Evaluating the scores
We tested the discrimination of the primary risk score by evaluating its performance in the multiple imputation model using Harrell’s c-statistic [
9]. Additionally, we found the corresponding c-statistic in each of the 30 imputation sets and obtained a pooled estimate from a fixed effect meta-analysis [
9]. We also compared the discrimination of the primary, low information and traditional risk factor models. Finally, we evaluated discrimination in an external dataset: the Scottish Heart Health Extended Cohort Study [
4], approximating SEIFA fifths with the postcode-based deprivation fifths in this study. Although the calibration of the primary risk score does not require evaluation, given that recalibration has been performed, nevertheless it was useful to check that the primary risk score is well calibrated within the sample data. To do such a test, a calibration plot [
9] was constructed for a pre-specified arbitrary imputation set (i.e. the sample data from the combined six Australian cohorts with missing data ‘filled-in’) – the first set generated.
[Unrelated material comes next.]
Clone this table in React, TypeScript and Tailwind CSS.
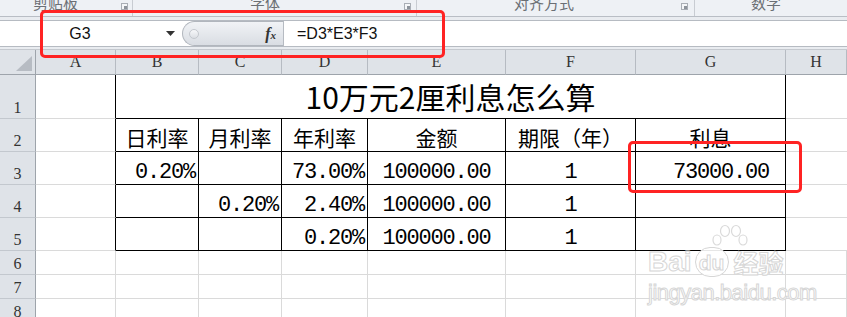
import React from 'react';

const colLetters = ['A', 'B', 'C', 'D', 'E', 'F', 'G', 'H'];

const num = "font-['Liberation_Mono','Noto_Sans_CJK_SC',monospace] text-[22px] tracking-[-1.2px] leading-none";
const cjk = "font-['Noto_Sans_CJK_SC',sans-serif] text-[21px] leading-none pb-[3px]";

type Cell = { text?: string; align?: string; kind?: 'num' | 'cjk' };

const bodyRows: { n: number; h: string; cells: Cell[] }[] = [
    {
        n: 2,
        h: 'h-[33px]',
        cells: [
            { text: '日利率', align: 'justify-center', kind: 'cjk' },
            { text: '月利率', align: 'justify-center', kind: 'cjk' },
            { text: '年利率', align: 'justify-center', kind: 'cjk' },
            { text: '金额', align: 'justify-center', kind: 'cjk' },
            { text: '期限（年）', align: 'justify-center', kind: 'cjk' },
            { text: '利息', align: 'justify-center', kind: 'cjk' },
        ],
    },
    {
        n: 3,
        h: 'h-[33px]',
        cells: [
            { text: '0.20%', align: 'justify-end pr-[3px]', kind: 'num' },
            {},
            { text: '73.00%', align: 'justify-end pr-[3px]', kind: 'num' },
            { text: '100000.00', align: 'justify-center', kind: 'num' },
            { text: '1', align: 'justify-center', kind: 'num' },
            { text: '73000.00', align: 'justify-end pr-[16px]', kind: 'num' },
        ],
    },
    {
        n: 4,
        h: 'h-[33px]',
        cells: [
            {},
            { text: '0.20%', align: 'justify-end pr-[3px]', kind: 'num' },
            { text: '2.40%', align: 'justify-end pr-[3px]', kind: 'num' },
            { text: '100000.00', align: 'justify-center', kind: 'num' },
            { text: '1', align: 'justify-center', kind: 'num' },
            {},
        ],
    },
    {
        n: 5,
        h: 'h-[33px]',
        cells: [
            {},
            {},
            { text: '0.20%', align: 'justify-end pr-[3px]', kind: 'num' },
            { text: '100000.00', align: 'justify-center', kind: 'num' },
            { text: '1', align: 'justify-center', kind: 'num' },
            {},
        ],
    },
];

const RowHead = ({ n, h }: { n: number; h: string }) => (
    <div className={`${h} flex items-end justify-center border-r border-b border-r-[#9ea4ab] border-b-[#c3c8ce] bg-[#dfe3e8] pb-[2px] font-['Liberation_Serif',serif] text-[16px] leading-none text-[#333]`}>
        {n}
    </div>
);

const Launcher = () => (
    <div className="relative mt-[3px] size-[7px] border border-[#a9aeb5] bg-[#f4f6f8]">
        <div className="absolute right-0 bottom-0 size-[3px] bg-[#8d939b]" />
    </div>
);

export default function App() {
    return (
        <div className="relative h-[317px] w-[847px] overflow-hidden bg-white">
            {/* ribbon group labels */}
            <div className="flex h-[17px] overflow-hidden border-b border-[#b9bec5] bg-[#eef1f5] font-['Noto_Sans_CJK_SC',sans-serif] text-[15px] leading-none text-[#6b6f74]">
                <div className="flex w-[133px] justify-between border-r border-[#c8ccd2] pr-[4px]">
                    <span className="mt-[-5px] ml-[33px]">剪贴板</span>
                    <Launcher />
                </div>
                <div className="flex w-[284px] justify-between border-r border-[#c8ccd2] pr-[5px]">
                    <span className="mt-[-5px] ml-[117px]">字体</span>
                    <Launcher />
                </div>
                <div className="flex w-[278px] justify-between border-r border-[#c8ccd2] pr-[6px]">
                    <span className="mt-[-5px] ml-[97px]">对齐方式</span>
                    <Launcher />
                </div>
                <div className="flex flex-1">
                    <span className="mt-[-5px] ml-[56px]">数字</span>
                </div>
            </div>

            {/* formula bar */}
            <div className="h-[3px] bg-[#e9ecf0]" />
            <div className="flex h-[27px] border-y border-[#b6bbc2] bg-white">
                <div className="flex w-[182px] items-center">
                    <span className="w-[160px] text-center font-['Liberation_Sans',sans-serif] text-[16px] text-[#111]">G3</span>
                    <svg width="9" height="5" viewBox="0 0 9 5" className="ml-[6px]">
                        <path d="M0 0h9L4.5 5z" fill="#333" />
                    </svg>
                </div>
                <div className="flex w-[101px] items-center justify-between rounded-l-full border-y border-l border-[#b1b6bd] bg-gradient-to-b from-[#f1f3f6] to-[#d9dde3] pl-[6px] pr-[7px]">
                    <div className="size-[10px] rounded-full border border-[#c4c8ce] bg-gradient-to-b from-[#f7f8fa] to-[#dcdfe4]" />
                    <span className="font-['Liberation_Serif',serif] text-[16px] font-bold italic leading-none text-[#333]">
                        f<span className="text-[11px]">x</span>
                    </span>
                </div>
                <div className="flex flex-1 items-center border-l border-[#b6bbc2] pl-[13px] font-['Liberation_Sans',sans-serif] text-[16px] text-[#111]">
                    =D3*E3*F3
                </div>
            </div>
            <div className="h-[3px] border-b border-[#c5c9cf] bg-[#e9ecf0]" />

            {/* sheet */}
            <div className="grid grid-cols-[36px_80px_83px_83px_86px_138px_130px_150px_61px]">
                {/* header row */}
                <div className="relative h-[25px] border-r border-b border-r-[#9ea4ab] border-b-[#9ea4ab] bg-[#dfe3e8]">
                    <svg width="16" height="15" className="absolute right-[3px] bottom-[3px]">
                        <path d="M16 0V15H0z" fill="#b7bcc3" />
                    </svg>
                </div>
                {colLetters.map((c) => (
                    <div
                        key={c}
                        className="flex h-[25px] items-center justify-center border-r border-b border-r-[#b6bbc2] border-b-[#9ea4ab] bg-[#dfe3e8] font-['Liberation_Serif',serif] text-[16px] text-[#333]"
                    >
                        {c}
                    </div>
                ))}

                {/* row 1: merged title */}
                <RowHead n={1} h="h-[44px]" />
                <div className="h-[44px] border-r border-b border-r-black border-b-[#dadada]" />
                <div className="col-span-6 flex h-[44px] items-end justify-center border-r border-b border-black pb-[7px] font-['Noto_Sans_CJK_SC',sans-serif] text-[30px] leading-none text-black">
                    10万元2厘利息怎么算
                </div>
                <div className="h-[44px] border-b border-[#dadada]" />

                {bodyRows.map((row) => (
                    <React.Fragment key={row.n}>
                        <RowHead n={row.n} h={row.h} />
                        <div className={`${row.h} border-r border-b border-r-black border-b-[#dadada]`} />
                        {row.cells.map((cell, i) => (
                            <div
                                key={i}
                                className={`${row.h} flex items-end overflow-visible whitespace-nowrap border-r border-b border-black text-black ${cell.align ?? ''}`}
                            >
                                {cell.text && <span className={cell.kind === 'num' ? num : cjk}>{cell.text}</span>}
                            </div>
                        ))}
                        <div className={`${row.h} border-b border-[#dadada]`} />
                    </React.Fragment>
                ))}

                {[6, 7, 8].map((n) => (
                    <React.Fragment key={n}>
                        <RowHead n={n} h="h-[24px]" />
                        {colLetters.map((c) => (
                            <div key={c} className="h-[24px] border-r border-b border-[#dadada]" />
                        ))}
                    </React.Fragment>
                ))}
            </div>

            {/* baidu watermark */}
            <div className="absolute top-[224px] left-[648px] flex flex-col items-start text-white/90">
                <svg width="44" height="28" viewBox="0 0 44 28" className="ml-[60px]" fill="white" stroke="#dadada" strokeWidth="1.2">
                    <ellipse cx="9" cy="16" rx="4" ry="5" />
                    <ellipse cx="17" cy="7" rx="4.5" ry="5.5" />
                    <ellipse cx="28" cy="7" rx="4.5" ry="5.5" />
                    <ellipse cx="35" cy="16" rx="4" ry="5" />
                </svg>
                <div className="-mt-[5px] flex items-center font-['Liberation_Sans',sans-serif] text-[28px] font-bold leading-none [-webkit-text-stroke:1px_#d6d6d6]">
                    <span>Bai</span>
                    <span className="ml-[3px] flex h-[30px] w-[34px] items-center justify-center rounded-full border border-[#d6d6d6] bg-white/90 text-[21px]">
                        du
                    </span>
                    <span className="ml-[5px] font-['Noto_Sans_CJK_SC',sans-serif] text-[25px]">经验</span>
                </div>
                <div className="mt-[5px] font-['Liberation_Sans',sans-serif] text-[22px] leading-none tracking-[-0.5px] [-webkit-text-stroke:1px_#d6d6d6]">
                    jingyan.baidu.com
                </div>
            </div>

            {/* red highlight boxes */}
            <div className="absolute top-[10px] left-[40px] h-[48px] w-[405px] rounded-[5px] border-[3px] border-[#ff2323]" />
            <div className="absolute top-[141px] left-[628px] h-[52px] w-[174px] rounded-[5px] border-[3px] border-[#ff2323]" />
        </div>
    );
}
In addition, the Hosmer-Lemeshow test for survival data [
9] was applied to the equal tenths of predicted risk. For comparison with existing scores for CVD mortality, calibration plots were also produced, applied to the same imputation set, for the SCORE models for low- and high-risk European populations [
15]. The published 10-year risks from SCORE were transformed to 5-year risks using ‘compound interest’ calculations.
Although external validation would be ideal [
10], there is no meaningful way to validate the final, recalibrated model as, by definition, this is a projection into an unknown future Australia. Alternatively, we compared the primary and recalibrated models with each other and with the two SCORE predictions. We computed the estimates for all four algorithms for a woman and a man who did or did not smoke, had or did not have diabetes and had average values of all the other risk factors according to the Australian risk factor survey [
12].
Analyses were undertaken using SAS and STATA software; a p value of 0.05 or less was considered significant. All analyses and reporting of the prediction model development and validation were conducted in accordance with the Transparent Reporting of a multivariable prediction model for Individual Prognosis Or Diagnosis (TRIPOD) guidelines.